RASHIDA TLAIB: I was probably my second year in law school when 9/11 happened. And I was-- I was really terrified of what was going to happen to my husband, who's only a green card holder at the time. I immediately called my brothers and told them to be very careful who you hang out with, telling my sisters, you know, just be real careful out there, and being really afraid of my fellow Americans. It really pushed me to be more involved, and I got really curious and really angry. And I think that combination got me, you know, in front of a number of issues in the city of Detroit.
RASHIDA TLAIB: You're a member of the legislature and you're sitting in committee. And you know, your own chairman says, oh, can I see your birth certificate? After all you were doing was offering an amendment to say, you know, I would like cultural integration programs for our social service agencies.
I'm a product of that. I was born in this country. I'm a product of these services. And he said, well, can I see your birth certificate? And I thought to myself, wow. He can't get rid of me, though. It really bothers him I'm here.
I'm not going to be forced out just because I'm Muslim and because I'm Arab. I'm going to be pushing that line and showing people that if you work hard enough, if you love your community enough, you can do whatever the heck you want. I don't care what anybody says, or what these stereotypes out there about us.
RASHIDA TLAIB: I've been told, oh, Rashida, you're so emotional. And you know, I tell them it's passion. It's because I care. I get really frustrated and angry when I feel like I'm not being heard because I'm a woman. I'm saying to my leadership team this is an important issue to these groups. And they're saying, well let's check into it, as if I need to be double checked.

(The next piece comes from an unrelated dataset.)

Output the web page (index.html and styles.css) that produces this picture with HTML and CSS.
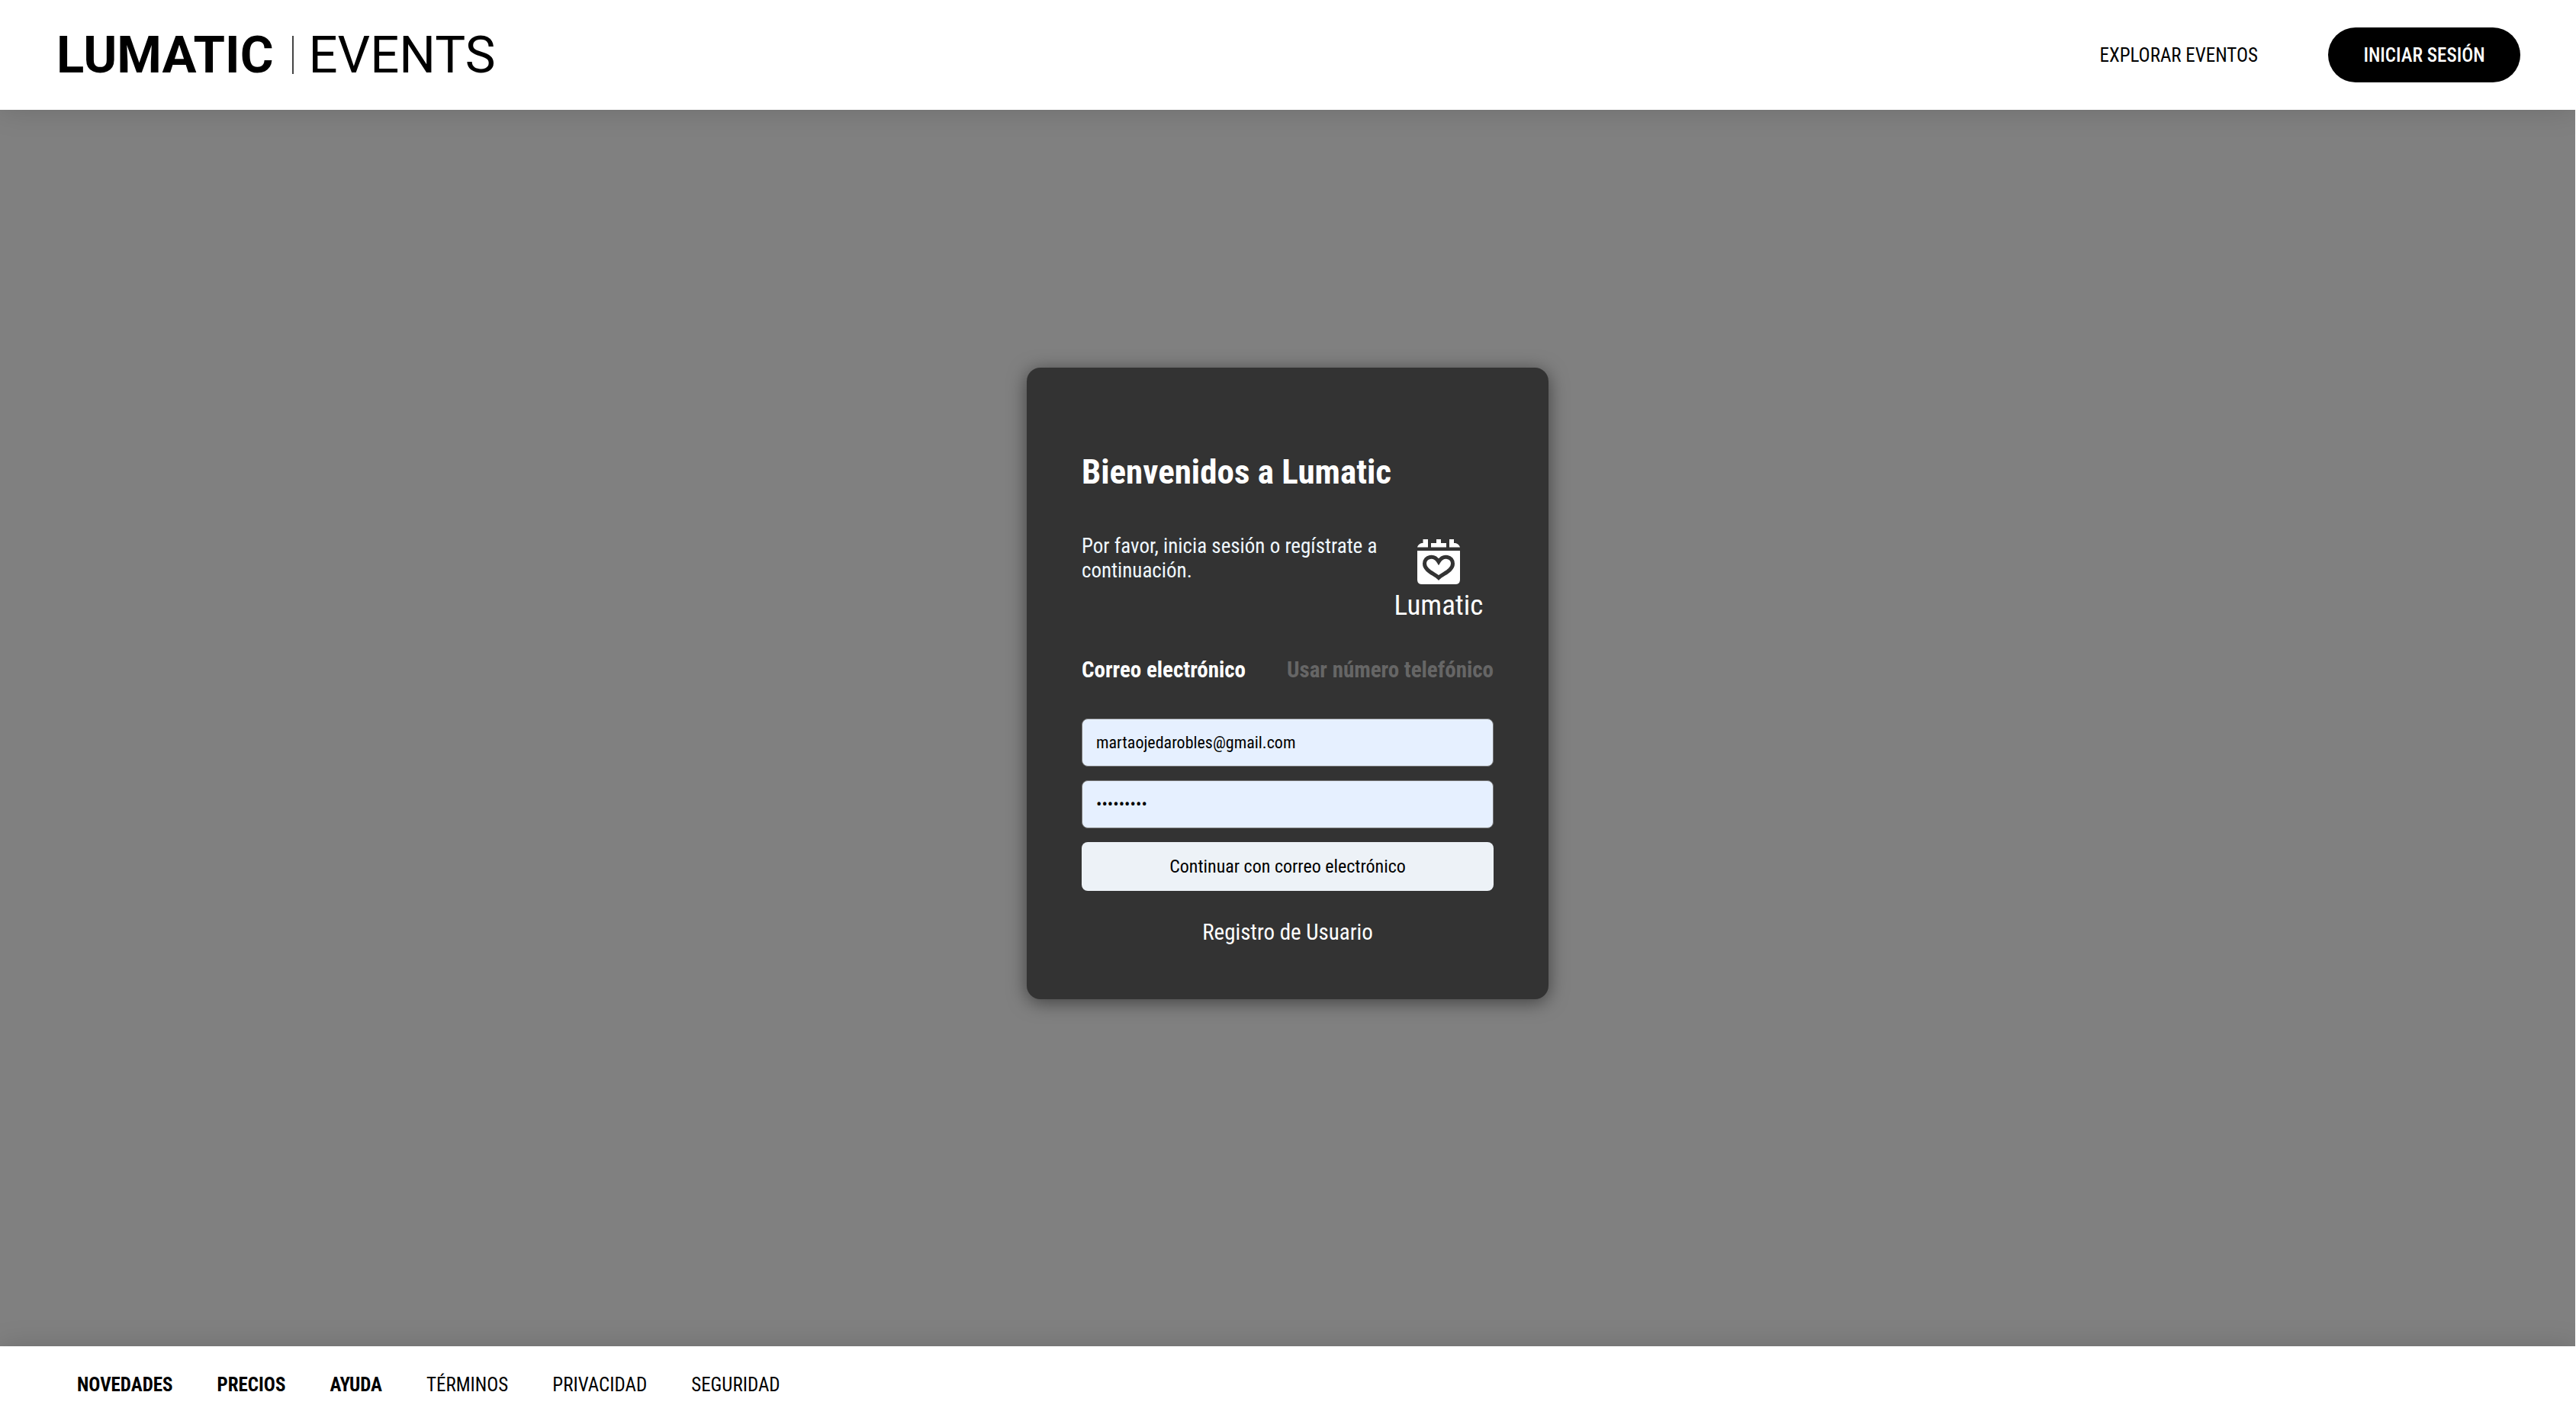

But they don't do the same thing to my male colleagues in those calls. Those are things that frustrate me. But I'm not going to go anywhere. I'm going to keep fighting it and remind them that, you know, I'm equally a member and should be equally trusted and equally valued in my opinion. Many of them don't even know they're doing it. That's what's even more absurd and scary, is they don't even know they're doing it.